My after-the-fact comparison was between a binary logistic regression model which I had rejected, and the multiple linear regression model which I actually used in Phonathon segmentation. As it turned out, the multiple linear regression model did prove the winner in most scenarios, which was reassuring. I will spare you numerous comparison charts, but I will show you one comparison where the rejected model emerged as superior.
Eight percent of never-donor new grads who were contacted made a pledge. (My definition of a new grad was any alum who graduated in 2008, 2009, or 2010.) The two charts below show how these first-time donors broke down by how they were scored in each model. Due to sparse data, I have left out score level 10.
Have a look, and then read what I’ve got to say.
Neither model did a fantastic job, but I think you’d agree that predicting participation for new grads who have never given before is not the easiest thing to do. In general, I am pleased to see that the higher end of the score spectrum delivered slightly higher rates of participation. I might not have been able to ask for more.
The charts appear similar at first glance, but look at the scale of the Y-axis: In the multiple linear regression model, the highest-scoring group (9, in this case) had a participation rate of only 12%, and strangely, the 6th decile had about the same rate. In the binary logistic regression model, however, the top scoring group reached above 16% participation, and no one else could touch them. The number of contacted new grads who scored 9 is roughly equal between the models, so it’s not a result based on relatively sparse data. The BLR model just did a better job.

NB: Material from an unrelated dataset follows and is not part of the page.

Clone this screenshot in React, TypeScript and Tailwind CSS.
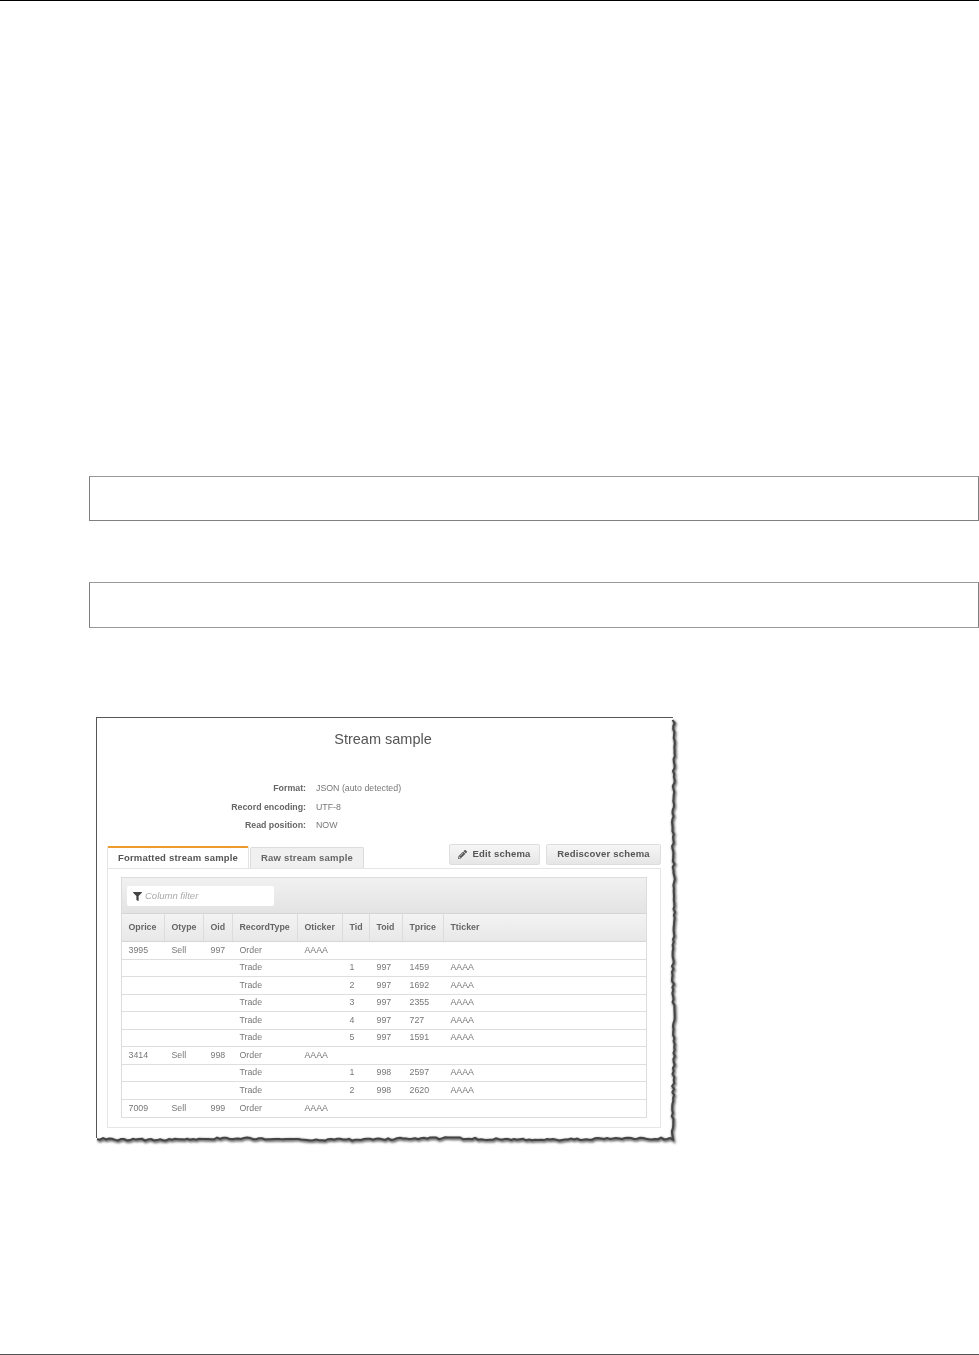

There is something significantly different about either new grads, or about never-donors whom we wish to acquire as donors, or both. In fact, I think it’s both. Recall that I left the 10s out of the charts due to sparse data — very few young alumni can aspire to rank up there with older alumni using common measures of affinity. As well, when the dependent variable is Lifetime Giving, as opposed to a binary donor/nondonor state, young alumni are nearly invisible to the model, as they are almost by definition non-donors or at most fledgling donors.
My next logical step is a model dedicated solely to predicting acquisition among younger alumni. But my general point here is that digging up old alternative models and slicing up the pool of solicited prospects for patterns “after the fact” can lead to new insights and improvements.